Income Taxes — FelCor has elected to be treated as a REIT under Sections 856 to 860 of the Internal Revenue Code and is not subject to federal income tax, provided that it distributes all of its taxable income annually to its stockholders and complies with certain other requirements. FelCor LP is treated as a partnership for federal income tax purposes and is not subject to federal income taxes. However, both FelCor and FelCor LP may be subject to state, local and foreign income and franchise taxes in certain jurisdictions. We generally lease our hotels to wholly-owned taxable REIT subsidiaries, or TRSs, that are subject to federal, state and foreign income taxes. Through these lessees, we record room revenue, food and beverage revenue and other revenue related to the operations of our hotels. We account for income taxes using the asset and liability method under which deferred tax assets and liabilities are recognized for the future tax consequences attributable to differences between the financial statement carrying amounts of existing assets and liabilities and their respective tax bases. A valuation allowance is recorded for net deferred tax assets that are not expected to be realized.

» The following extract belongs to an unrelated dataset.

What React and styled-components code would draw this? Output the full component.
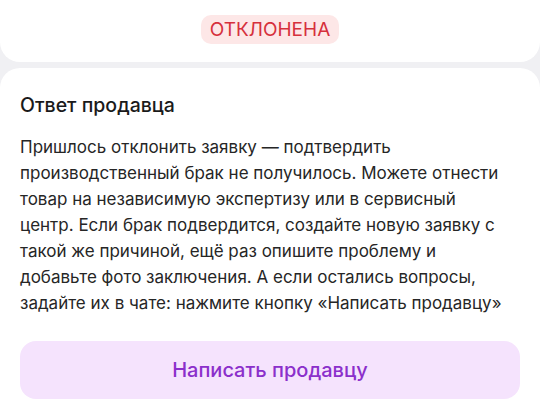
import React from "react";
import styled, { createGlobalStyle } from "styled-components";

const GlobalStyle = createGlobalStyle`
  html, body {
    margin: 0;
    padding: 0;
    background: #f0f0f3;
    font-family: Inter, "Noto Sans", sans-serif;
    -webkit-font-smoothing: antialiased;
  }
`;

const Page = styled.div`
  display: flex;
  flex-direction: column;
  gap: 6px;
  width: 540px;
  height: 405px;
  overflow: hidden;
`;

const StatusCard = styled.div`
  background: #fff;
  border-radius: 0 0 20px 20px;
  padding: 15px 0 18px;
  display: flex;
  justify-content: center;
`;

const Badge = styled.span`
  background: #fde7e7;
  color: #d6303c;
  font-size: 19px;
  line-height: 21px;
  font-weight: 400;
  padding: 4px 9px;
  border-radius: 10px;
  text-transform: uppercase;
`;

const Card = styled.div`
  background: #fff;
  border-radius: 20px 20px 0 0;
  padding: 25px 20px 0;
  flex: 1;
`;

const Title = styled.h2`
  margin: 0;
  font-size: 19.5px;
  line-height: 24px;
  font-weight: 500;
  color: #1a1a1a;
`;

const Text = styled.p`
  margin: 17px 10px 0 0;
  font-size: 17px;
  line-height: 26px;
  color: #262626;
`;

const Button = styled.button`
  display: block;
  width: 100%;
  height: 58px;
  margin-top: 25px;
  border: 0;
  border-radius: 16px;
  background: #f5e3fd;
  color: #8b2fcb;
  font-family: inherit;
  font-size: 20px;
  font-weight: 500;
`;

export default function App() {
  return (
    <>
      <GlobalStyle />
      <Page>
        <StatusCard>
          <Badge>Отклонена</Badge>
        </StatusCard>
        <Card>
          <Title>Ответ продавца</Title>
          <Text>
            Пришлось отклонить заявку — подтвердить производственный брак не
            получилось. Можете отнести товар на независимую экспертизу или в
            сервисный центр. Если брак подвердится, создайте новую заявку с
            такой же причиной, ещё раз опишите проблему и добавьте фото
            заключения. А если остались вопросы, задайте их в чате: нажмите
            кнопку «Написать продавцу»
          </Text>
          <Button>Написать продавцу</Button>
        </Card>
      </Page>
    </>
  );
}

We determine whether it is “more-likely-than-not” that a tax position will be sustained upon examination, including resolution of any related appeals or litigation processes, based on the technical merits of the position. Once it is determined that a position meets the more-likely-than-not recognition threshold, the position is measured to determine the amount of benefit to recognize in the financial statements. We apply this policy to all tax positions related to income taxes.